Modeling, simulation, and analysis of the impact(s) of single angular-type particles on ductile surfaces using smoothed particle hydrodynamics

Abstract

Modeling the impact of single angular particles contributes to an understanding of the fundamental mechanisms of erosive wear. However, most previous studies focus on well-defined symmetrical particles, which are not representative of abrasive particles. Hence, this study develops a mesh-free model based on smoothed particle hydrodynamics to simulate the impact(s) of arbitrarily shaped particles on ductile material. These particles are modeled as polygonal rigid bodies by measuring the corner vertices. Oxygen-free high thermal conductivity copper is selected as the target material. The ductile material properties are modeled using the Mie–Grüneisen equation of state and the Johnson–Cook model.

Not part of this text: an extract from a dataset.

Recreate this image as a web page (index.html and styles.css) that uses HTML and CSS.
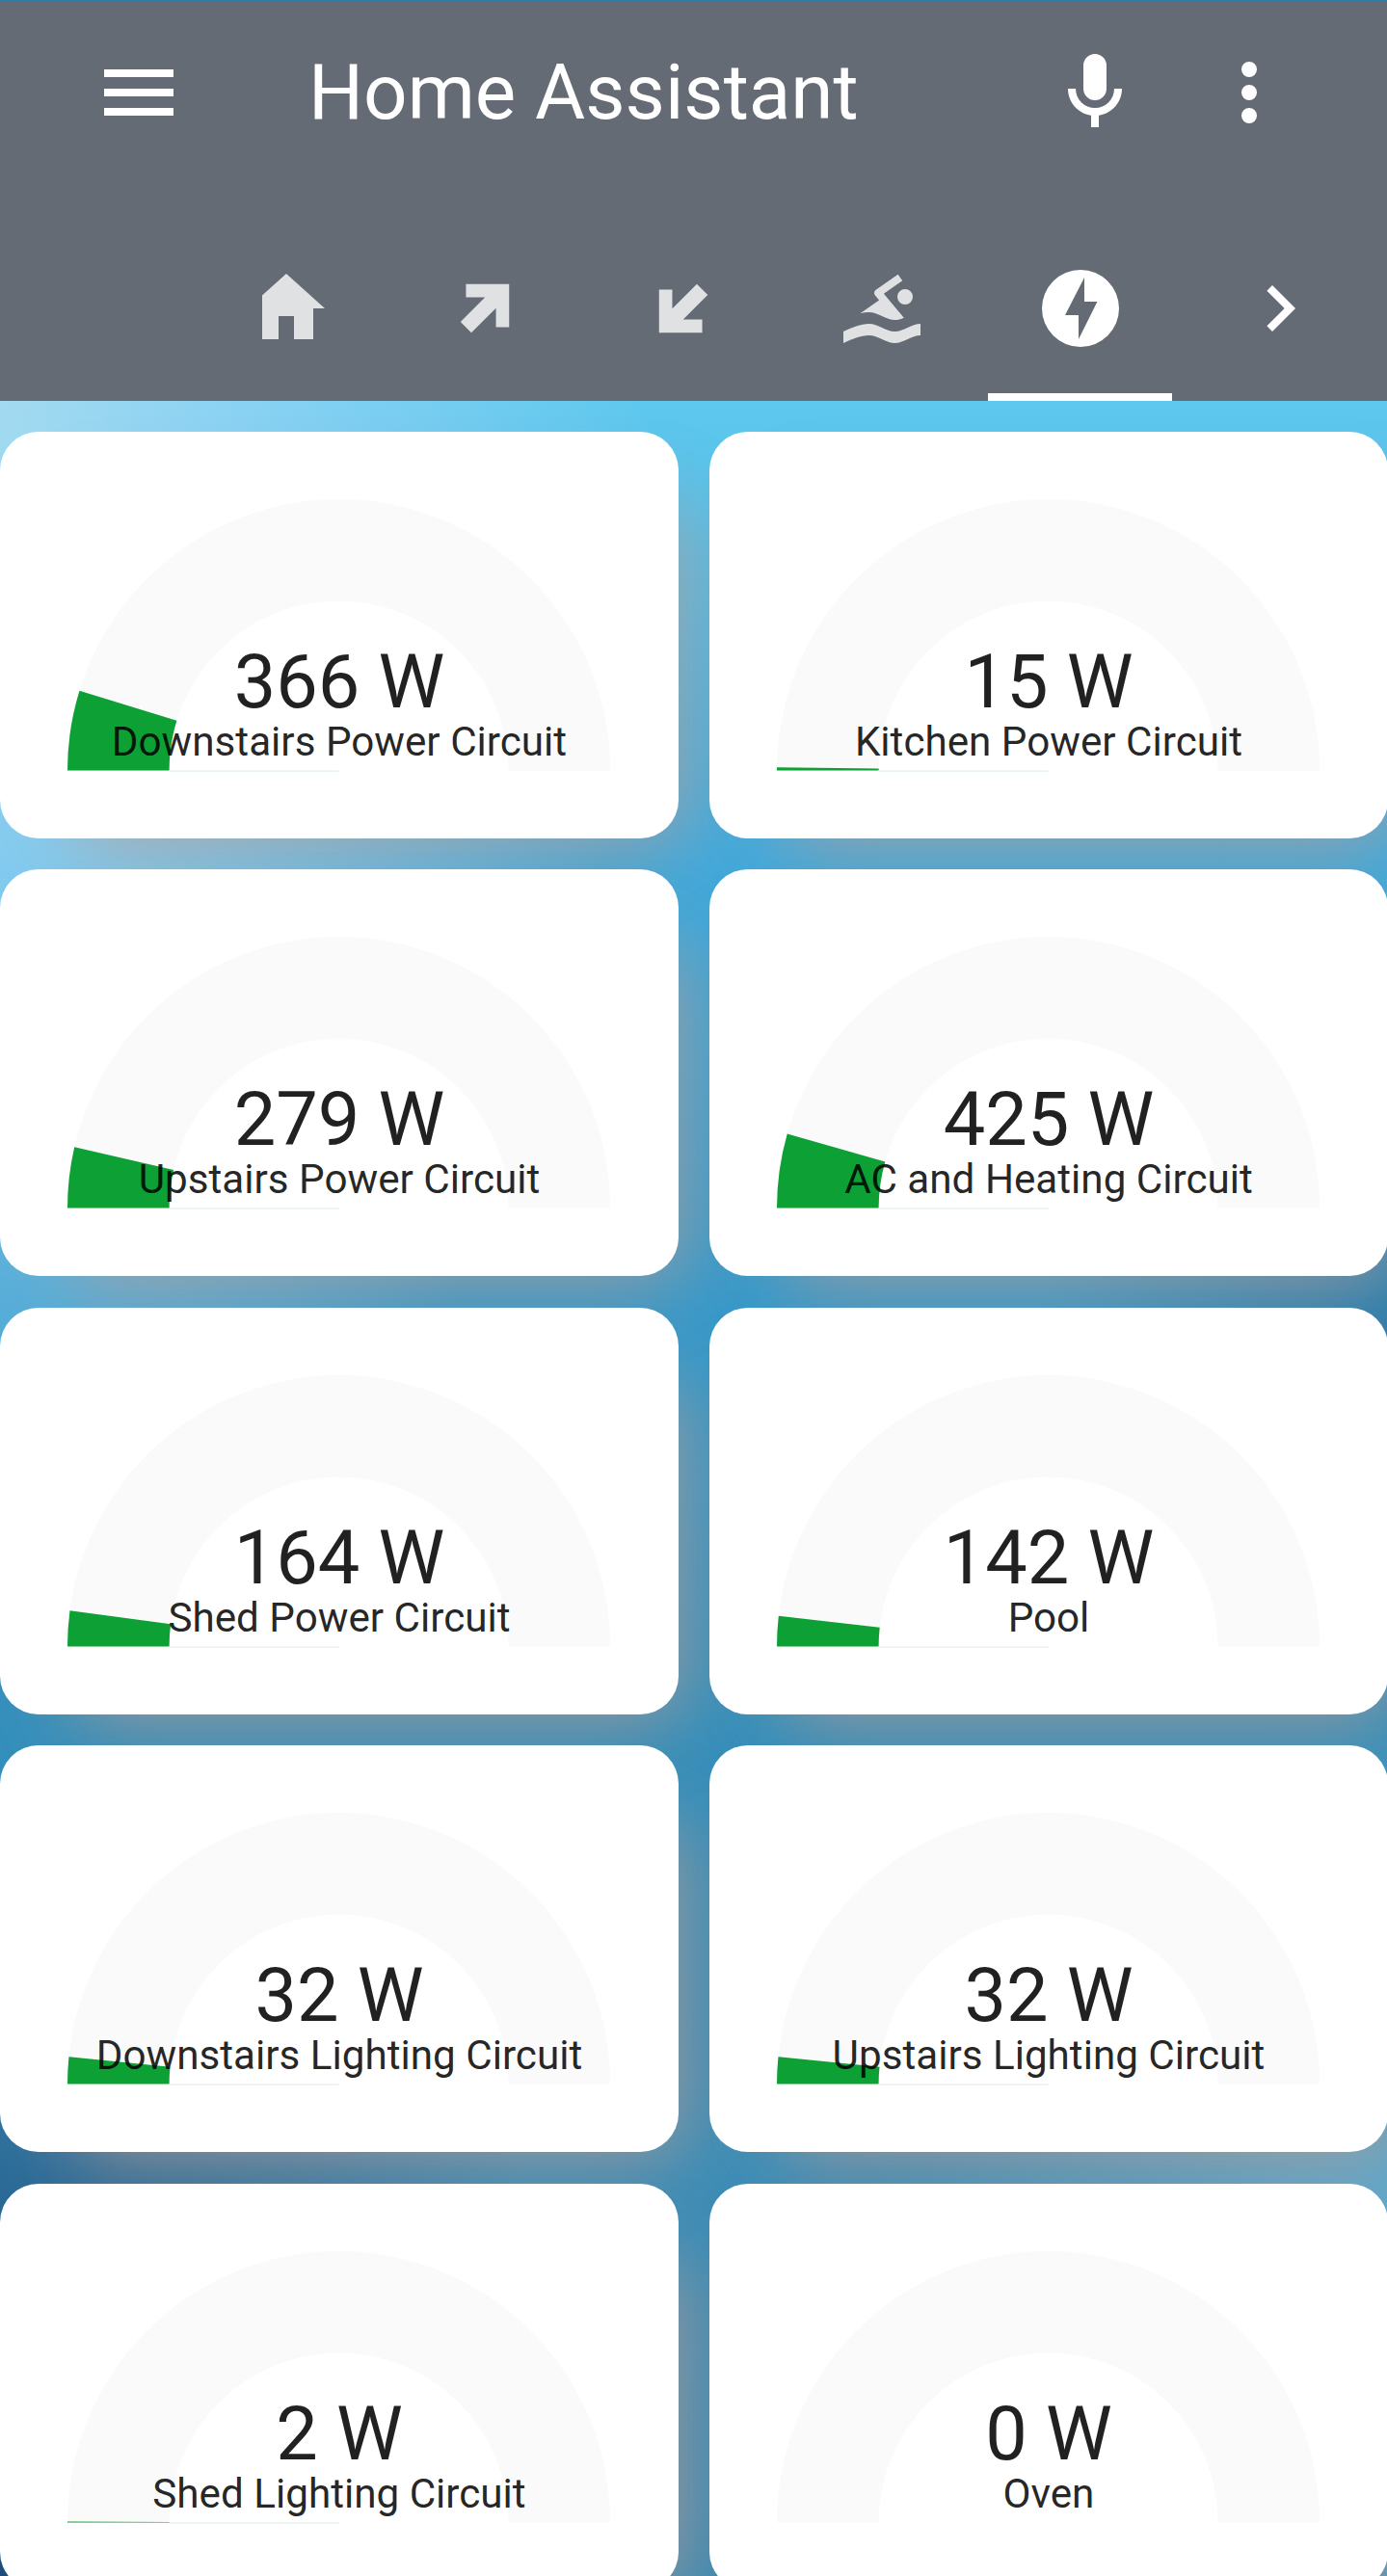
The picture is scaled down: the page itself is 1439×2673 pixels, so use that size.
FILE: index.html
```
<!DOCTYPE html>
<html lang="en">

<head>
    <meta charset="UTF-8">
    <meta name="viewport" content="width=device-width, initial-scale=1.0">
    <title>Home Assistant</title>
    <link rel="stylesheet" href="styles.css">
</head>

<body>
    <header class="header">
        <div class="toolbar">
            <svg class="icon" viewBox="0 0 24 24"><path d="M3,6H21V8H3V6M3,11H21V13H3V11M3,16H21V18H3V16Z" /></svg>
            <h1 class="title">Home Assistant</h1>
            <svg class="icon mic" viewBox="0 0 24 24"><path d="M12,2A3,3 0 0,1 15,5V11A3,3 0 0,1 12,14A3,3 0 0,1 9,11V5A3,3 0 0,1 12,2M19,11C19,14.53 16.39,17.44 13,17.93V21H11V17.93C7.61,17.44 5,14.53 5,11H7A5,5 0 0,0 12,16A5,5 0 0,0 17,11H19Z" /></svg>
            <svg class="icon" viewBox="0 0 24 24"><path d="M12,16A2,2 0 0,1 14,18A2,2 0 0,1 12,20A2,2 0 0,1 10,18A2,2 0 0,1 12,16M12,10A2,2 0 0,1 14,12A2,2 0 0,1 12,14A2,2 0 0,1 10,12A2,2 0 0,1 12,10M12,4A2,2 0 0,1 14,6A2,2 0 0,1 12,8A2,2 0 0,1 10,6A2,2 0 0,1 12,4Z" /></svg>
        </div>
        <nav class="nav">
            <div class="tabs">
                <div class="tab">
                    <svg class="icon" viewBox="0 0 24 24"><path d="M10,20V14H14V20H19V12H22L12,3L2,12H5V20H10Z" /></svg>
                </div>
                <div class="tab">
                    <svg class="icon" viewBox="0 0 24 24"><path d="M8.5,18.31L5.69,15.5L12.06,9.12H7.11V5.69H18.31V16.89H14.89V11.94L8.5,18.31Z" /></svg>
                </div>
                <div class="tab">
                    <svg class="icon" viewBox="0 0 24 24"><path d="M15.5,5.69L18.31,8.5L11.94,14.89H16.89V18.31H5.69V7.11H9.12V12.06L15.5,5.69Z" /></svg>
                </div>
                <div class="tab">
                    <svg class="icon" viewBox="0 0 24 24"><path d="M2,18C4.22,17 6.44,16 8.67,16C10.89,16 13.11,18 15.33,18C17.56,18 19.78,16 22,16V19C19.78,19 17.56,21 15.33,21C13.11,21 10.89,19 8.67,19C6.44,19 4.22,20 2,21V18M8.67,13C7.89,13 7.12,13.12 6.35,13.32L11.27,9.88L10.23,8.64C10.09,8.47 10,8.24 10,8C10,7.66 10.17,7.35 10.44,7.17L16.16,3.17L17.31,4.8L12.47,8.19L17.7,14.42C16.91,14.75 16.12,15 15.33,15C13.11,15 10.89,13 8.67,13M18,7A2,2 0 0,1 20,9A2,2 0 0,1 18,11A2,2 0 0,1 16,9A2,2 0 0,1 18,7Z" /></svg>
                </div>
                <div class="tab active">
                    <svg class="icon" viewBox="0 0 24 24"><path d="M12,2A10,10 0 0,1 22,12A10,10 0 0,1 12,22A10,10 0 0,1 2,12A10,10 0 0,1 12,2M11.5,20L16.36,10.27H13V4L8,13.73H11.5V20Z" /></svg>
                </div>
            </div>
            <svg class="icon next" viewBox="0 0 24 24"><path d="M8.59,16.58L13.17,12L8.59,7.41L10,6L16,12L10,18L8.59,16.58Z" /></svg>
        </nav>
    </header>

    <main class="cards"></main>

    <script>
        // angle is the filled part of the half circle, in degrees
        const gauges = [
            { name: "Downstairs Power Circuit", watts: 366, angle: 17.1 },
            { name: "Kitchen Power Circuit", watts: 15, angle: 0.7 },
            { name: "Upstairs Power Circuit", watts: 279, angle: 13 },
            { name: "AC and Heating Circuit", watts: 425, angle: 15.9 },
            { name: "Shed Power Circuit", watts: 164, angle: 7.6 },
            { name: "Pool", watts: 142, angle: 6.5 },
            { name: "Downstairs Lighting Circuit", watts: 32, angle: 5.8 },
            { name: "Upstairs Lighting Circuit", watts: 32, angle: 5.8 },
            { name: "Shed Lighting Circuit", watts: 2, angle: 0.2 },
            { name: "Oven", watts: 0, angle: 0 },
        ];

        const R = 281.6;
        const INNER = 176;

        const arc = (angle) => {
            const a = angle * Math.PI / 180;
            const x = (r) => R - r * Math.cos(a);
            const y = (r) => R - r * Math.sin(a);
            return `M0,${R} A${R},${R} 0 0,1 ${x(R)},${y(R)} L${x(INNER)},${y(INNER)} A${INNER},${INNER} 0 0,0 ${R - INNER},${R} Z`;
        };

        const cards = document.querySelector(".cards");

        gauges.forEach((g) => {
            const line = g.angle > 0 ? `<path class="base-line" d="M${R - INNER},${R + 0.5} H${R}" />` : "";
            cards.innerHTML += `
                <div class="card">
                    <svg class="gauge" viewBox="0 0 563.2 283">
                        <path class="dial" d="${arc(180)}" />
                        <path class="level" d="${arc(g.angle)}" />
                        ${line}
                    </svg>
                    <div class="data">
                        <p class="value">${g.watts} W</p>
                        <p class="name">${g.name}</p>
                    </div>
                </div>`;
        });
    </script>
</body>

</html>
```
FILE: styles.css
```
* {
    margin: 0;
    padding: 0;
    box-sizing: border-box;
}

body {
    height: 2673px;
    overflow: hidden;
    font-family: Roboto, sans-serif;
    background:
        radial-gradient(circle at 0 2600px, #1b4674 0, rgba(27, 100, 145, 0) 640px),
        radial-gradient(circle at 1439px 2300px, #5eaace 0, rgba(94, 170, 206, 0) 520px),
        radial-gradient(circle at 1439px 1400px, rgba(36, 112, 159, 0.7) 0, rgba(36, 112, 159, 0) 360px),
        radial-gradient(ellipse 680px 1300px at 0 416px, rgba(166, 219, 240, 0.95) 0, rgba(150, 213, 245, 0.8) 35%, rgba(150, 213, 245, 0) 100%),
        linear-gradient(#5ec8ee 416px, #40aadd 885px, #369acb 1340px, #338fbc 1795px, #3a8db8 2250px, #3a8ab4);
}

.header {
    height: 416px;
    background-color: #646b74;
    border-top: 2px solid #2f7ba6;
}

.toolbar {
    height: 222px;
    padding: 46px 95px 0 96px;
    display: flex;
    align-items: flex-start;
}

.icon {
    width: 96px;
    height: 96px;
    flex: none;
    fill: white;
}

.title {
    flex: 1;
    padding-left: 128px;
    font-size: 80px;
    font-weight: 400;
    line-height: 96px;
    color: white;
}

.mic {
    margin-right: 64px;
}

.nav {
    height: 192px;
    padding-left: 272px;
    padding-right: 63px;
    display: flex;
    align-items: center;
    justify-content: space-between;
}

.tabs {
    display: flex;
    overflow: hidden;
}

.tab {
    width: 206px;
    height: 192px;
    display: flex;
    align-items: center;
    justify-content: center;
    flex: none;
}

/* the tab bar is scrolled a bit, the first icon is cut */
.tab:first-child {
    margin-left: -78px;
}

.tab .icon {
    opacity: 0.8;
}

.tab.active {
    width: 191px;
    margin-left: 7px;
    border-bottom: 8px solid white;
    padding-top: 8px;
}

.tab.active .icon {
    opacity: 1;
}

.cards {
    display: grid;
    grid-template-columns: 704px 704px;
    grid-auto-rows: 422px;
    gap: 32.4px 32px;
    padding-top: 32px;
}

.card {
    display: grid;
    justify-items: center;
    background-color: white;
    border-radius: 40px;
    box-shadow: 40px 40px 80px -40px rgba(185, 155, 145, 0.9);
}

.gauge,
.data {
    grid-area: 1 / 1;
}

.gauge {
    width: 563.2px;
    height: 283px;
    margin-top: 70px;
}

.dial {
    fill: #fafafa;
}

.level {
    fill: #0da035;
}

.base-line {
    stroke: #dcebe2;
    stroke-width: 1;
}

.data {
    padding-top: 220px;
    text-align: center;
    color: rgba(0, 0, 0, 0.87);
}

.value {
    font-size: 77.5px;
    line-height: 80px;
}

.name {
    font-size: 42.2px;
    line-height: 43px;
}
```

In order to investigate the erosion dependency of angular-type particles on the initial orientation, simulations are performed by varying the initial input conditions and using different types of angular particles. Common deformation mechanisms such as cutting, machining, ploughing, and prying-off are successfully reproduced by the model. The initial orientation is found to influence the erosion mechanism through three shape-related parameters, namely the rake angle, centroid offset angle, and angularity of the impacting vertex. In particular, the rake angle significantly influences the erosion mechanism through particle rotation, although this effect decreases as the angularity increases. The centroid offset angle additionally changes the position of the critical rake angle, producing an opposite effect on the backward and forward impact. For irregularly shaped particles, the complexity is reflected in the irregular relationship between kinetic energy loss and the initial orientation of the particle; the variation in the rebound angle exhibits a similar trend to the kinetic energy loss.